Oxford “Leader” Should Apologize for Comments
Posted: October 20, 2010
Food prices did not go up much in 2010 and anticipated increases for the remainder of the year and next should also be about 1 percent, according to the US Department of Agriculture’s Economic Research Service.
Ephraim Leibtag, of ERS, says food prices should remain weak and fairly stable across the board even into 2011 when a food price increase of 2 to 3 percent is anticipated through next spring. This is on a par with historical norms, he says, noting that modest inflation is actually a positive indicator of an improving economy.
The irony of the release of the USDA data and video was not missed by those in agriculture who were troubled by comments yesterday coming from what was billed as a global leadership conference. Speaking in Naples, Florida Ian Goldin of Oxford University blamed corn prices and increased ethanol usage specifically for higher food prices.
Goldin, a former vice president of the World Bank, proved to be the loosest cannon on the conference’s energy panel at what was billed as a global leadership conference. “Former” is the key word in his title here because it was a bogus World Bank report that set off the food vs. fuel media hysteria in 2008 that tried to finger corn and ethanol for higher consumer prices.
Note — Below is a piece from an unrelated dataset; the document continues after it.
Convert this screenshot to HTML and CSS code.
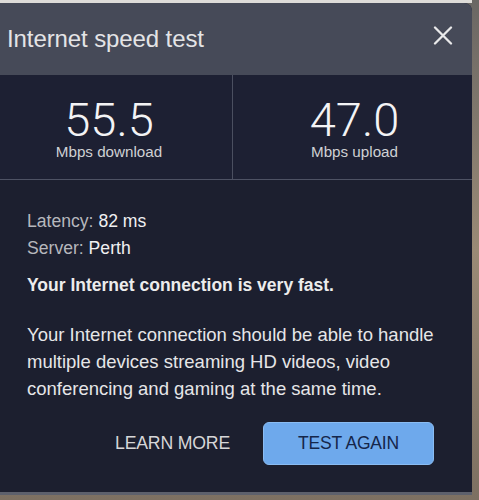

World Bank later recanted saying that the report was mistaken and not properly fact-checked, and it was soaring petroleum prices and wild speculation in the markets topping the list of food price drivers. Apparently Mr. Goldin missed the memo.
Given the rational and thorough debunking of the original World Bank report and their own weak but transparent apology it is bad form for this so called global leader” to continue to disseminate this drivel. It is unthinkable that he did so in such an irresponsible and incendiary manner blaming corn ethanol for causing “people to die of starvation.”